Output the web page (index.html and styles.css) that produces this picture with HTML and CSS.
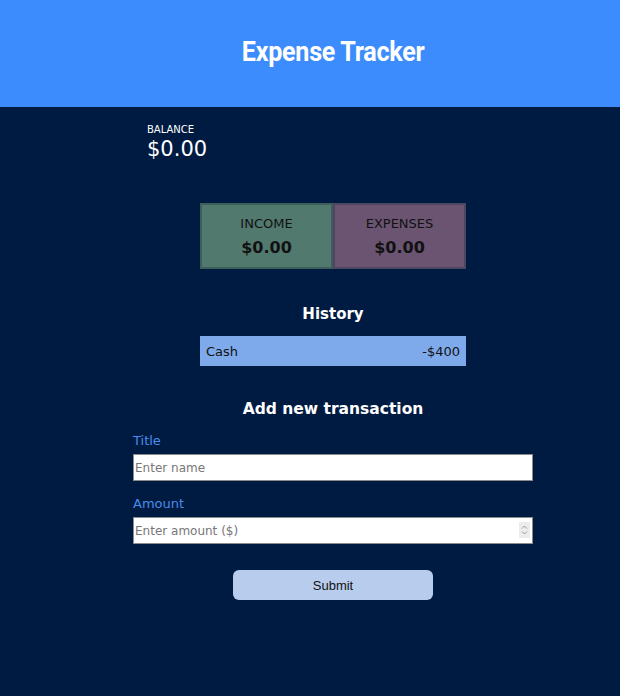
FILE: index.html
```html
<!DOCTYPE html>
<html lang="en">
<head>
<meta charset="utf-8">
<title>Expense Tracker</title>
<link rel="stylesheet" href="styles.css">
</head>
<body>
<header class="header">
  <h1 class="title">Expense Tracker</h1>
</header>
<main class="container">
  <section class="balance">
    <div class="balance-label">BALANCE</div>
    <div class="balance-value">$0.00</div>
  </section>
  <section class="summary">
    <div class="card card-income">
      <div class="card-label">INCOME</div>
      <div class="card-value">$0.00</div>
    </div>
    <div class="card card-expense">
      <div class="card-label">EXPENSES</div>
      <div class="card-value">$0.00</div>
    </div>
  </section>
  <h2 class="section-title history-title">History</h2>
  <ul class="history">
    <li class="history-item"><span>Cash</span><span>-$400</span></li>
  </ul>
  <h2 class="section-title form-title">Add new transaction</h2>
  <form class="form">
    <label class="field-label" for="title">Title</label>
    <input class="field" id="title" type="text" placeholder="Enter name">
    <label class="field-label" for="amount">Amount</label>
    <div class="field-wrap">
      <input class="field" id="amount" type="number" placeholder="Enter amount ($)">
      <span class="spin"><svg width="11" height="14" viewBox="0 0 11 14"><path d="M3 5.5 L5.5 3 L8 5.5 M3 8.5 L5.5 11 L8 8.5" fill="none" stroke="#9a9a9a" stroke-width="1"/></svg></span>
    </div>
    <button class="submit" type="button">Submit</button>
  </form>
</main>
</body>
</html>
```
FILE: styles.css
```css
* { box-sizing: border-box; }
html, body { margin: 0; padding: 0; }
body {
  background: #001b42;
  min-height: 696px;
  font-family: "DejaVu Sans", sans-serif;
  color: #fff;
}
.header {
  background: #3d8cfd;
  height: 107px;
  display: flex;
  align-items: center;
  justify-content: center;
  padding-left: 46px;
  padding-bottom: 4px;
}
.title {
  margin: 0;
  font-family: Roboto, sans-serif;
  font-weight: 700;
  font-size: 27px;
  letter-spacing: -0.3px;
  transform: scaleX(0.93);
  color: #fff;
}
.container {
  width: 400px;
  margin-left: 133px;
  display: flex;
  flex-direction: column;
}
.balance {
  padding: 17px 0 0 14px;
}
.balance-label { font-size: 10px; line-height: 12px; }
.balance-value { font-size: 21px; line-height: 26px; }
.summary {
  display: flex;
  justify-content: center;
  margin-top: 41px;
}
.card {
  width: 133px;
  height: 66px;
  border: 2px solid;
  display: flex;
  flex-direction: column;
  align-items: center;
  padding-top: 11px;
  color: #111;
}
.card-income { background: #52796e; border-color: #3d5e5a; }
.card-expense { background: #6a5471; border-color: #4e4560; }
.card-label { font-size: 13px; line-height: 16px; }
.card-value { font-size: 16px; font-weight: 700; line-height: 20px; margin-top: 6px; }
.section-title {
  margin: 0;
  text-align: center;
  font-size: 15px;
  font-weight: 700;
  line-height: 20px;
}
.history-title { margin-top: 35px; }
.history {
  list-style: none;
  margin: 12px auto 0;
  padding: 0;
  width: 266px;
}
.history-item {
  display: flex;
  justify-content: space-between;
  background: #7eaaec;
  color: #111;
  height: 30px;
  align-items: center;
  padding: 0 6px;
  font-size: 13px;
}
.form-title { margin-top: 33px; font-size: 15.5px; }
.form { display: flex; flex-direction: column; margin-top: 14px; }
.field-label { color: #4b8bea; font-size: 13px; line-height: 16px; margin-bottom: 5px; }
.field {
  width: 400px;
  height: 27px;
  border: 1px solid #8b8b8b;
  font-family: "DejaVu Sans", sans-serif;
  font-size: 12px;
  padding: 0 1px;
  margin-bottom: 15px;
  background: #fff;
  color: #222;
}
.field::placeholder { color: #777; }
.field-wrap { position: relative; }
.spin {
  position: absolute;
  right: 3px;
  top: 5px;
  width: 11px;
  height: 16px;
  background: #ececec;
  display: flex;
  align-items: center;
  justify-content: center;
}
.submit {
  align-self: center;
  width: 200px;
  height: 30px;
  margin-top: 11px;
  background: #b8cdee;
  border: none;
  border-radius: 6px;
  font-family: "Liberation Sans", Arial, sans-serif;
  font-size: 13px;
  color: #111;
}
```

◆ ◆ ◆ ◆ ◆

_Your task_
Repeat the lines above exactly, and keep every picture out.

_Answer to the problem_
Output the web page (index.html and styles.css) that produces this picture with HTML and CSS.
FILE: index.html
```html
<!DOCTYPE html>
<html lang="en">
<head>
<meta charset="utf-8">
<title>Expense Tracker</title>
<link rel="stylesheet" href="styles.css">
</head>
<body>
<header class="header">
  <h1 class="title">Expense Tracker</h1>
</header>
<main class="container">
  <section class="balance">
    <div class="balance-label">BALANCE</div>
    <div class="balance-value">$0.00</div>
  </section>
  <section class="summary">
    <div class="card card-income">
      <div class="card-label">INCOME</div>
      <div class="card-value">$0.00</div>
    </div>
    <div class="card card-expense">
      <div class="card-label">EXPENSES</div>
      <div class="card-value">$0.00</div>
    </div>
  </section>
  <h2 class="section-title history-title">History</h2>
  <ul class="history">
    <li class="history-item"><span>Cash</span><span>-$400</span></li>
  </ul>
  <h2 class="section-title form-title">Add new transaction</h2>
  <form class="form">
    <label class="field-label" for="title">Title</label>
    <input class="field" id="title" type="text" placeholder="Enter name">
    <label class="field-label" for="amount">Amount</label>
    <div class="field-wrap">
      <input class="field" id="amount" type="number" placeholder="Enter amount ($)">
      <span class="spin"><svg width="11" height="14" viewBox="0 0 11 14"><path d="M3 5.5 L5.5 3 L8 5.5 M3 8.5 L5.5 11 L8 8.5" fill="none" stroke="#9a9a9a" stroke-width="1"/></svg></span>
    </div>
    <button class="submit" type="button">Submit</button>
  </form>
</main>
</body>
</html>
```
FILE: styles.css
```css
* { box-sizing: border-box; }
html, body { margin: 0; padding: 0; }
body {
  background: #001b42;
  min-height: 696px;
  font-family: "DejaVu Sans", sans-serif;
  color: #fff;
}
.header {
  background: #3d8cfd;
  height: 107px;
  display: flex;
  align-items: center;
  justify-content: center;
  padding-left: 46px;
  padding-bottom: 4px;
}
.title {
  margin: 0;
  font-family: Roboto, sans-serif;
  font-weight: 700;
  font-size: 27px;
  letter-spacing: -0.3px;
  transform: scaleX(0.93);
  color: #fff;
}
.container {
  width: 400px;
  margin-left: 133px;
  display: flex;
  flex-direction: column;
}
.balance {
  padding: 17px 0 0 14px;
}
.balance-label { font-size: 10px; line-height: 12px; }
.balance-value { font-size: 21px; line-height: 26px; }
.summary {
  display: flex;
  justify-content: center;
  margin-top: 41px;
}
.card {
  width: 133px;
  height: 66px;
  border: 2px solid;
  display: flex;
  flex-direction: column;
  align-items: center;
  padding-top: 11px;
  color: #111;
}
.card-income { background: #52796e; border-color: #3d5e5a; }
.card-expense { background: #6a5471; border-color: #4e4560; }
.card-label { font-size: 13px; line-height: 16px; }
.card-value { font-size: 16px; font-weight: 700; line-height: 20px; margin-top: 6px; }
.section-title {
  margin: 0;
  text-align: center;
  font-size: 15px;
  font-weight: 700;
  line-height: 20px;
}
.history-title { margin-top: 35px; }
.history {
  list-style: none;
  margin: 12px auto 0;
  padding: 0;
  width: 266px;
}
.history-item {
  display: flex;
  justify-content: space-between;
  background: #7eaaec;
  color: #111;
  height: 30px;
  align-items: center;
  padding: 0 6px;
  font-size: 13px;
}
.form-title { margin-top: 33px; font-size: 15.5px; }
.form { display: flex; flex-direction: column; margin-top: 14px; }
.field-label { color: #4b8bea; font-size: 13px; line-height: 16px; margin-bottom: 5px; }
.field {
  width: 400px;
  height: 27px;
  border: 1px solid #8b8b8b;
  font-family: "DejaVu Sans", sans-serif;
  font-size: 12px;
  padding: 0 1px;
  margin-bottom: 15px;
  background: #fff;
  color: #222;
}
.field::placeholder { color: #777; }
.field-wrap { position: relative; }
.spin {
  position: absolute;
  right: 3px;
  top: 5px;
  width: 11px;
  height: 16px;
  background: #ececec;
  display: flex;
  align-items: center;
  justify-content: center;
}
.submit {
  align-self: center;
  width: 200px;
  height: 30px;
  margin-top: 11px;
  background: #b8cdee;
  border: none;
  border-radius: 6px;
  font-family: "Liberation Sans", Arial, sans-serif;
  font-size: 13px;
  color: #111;
}
```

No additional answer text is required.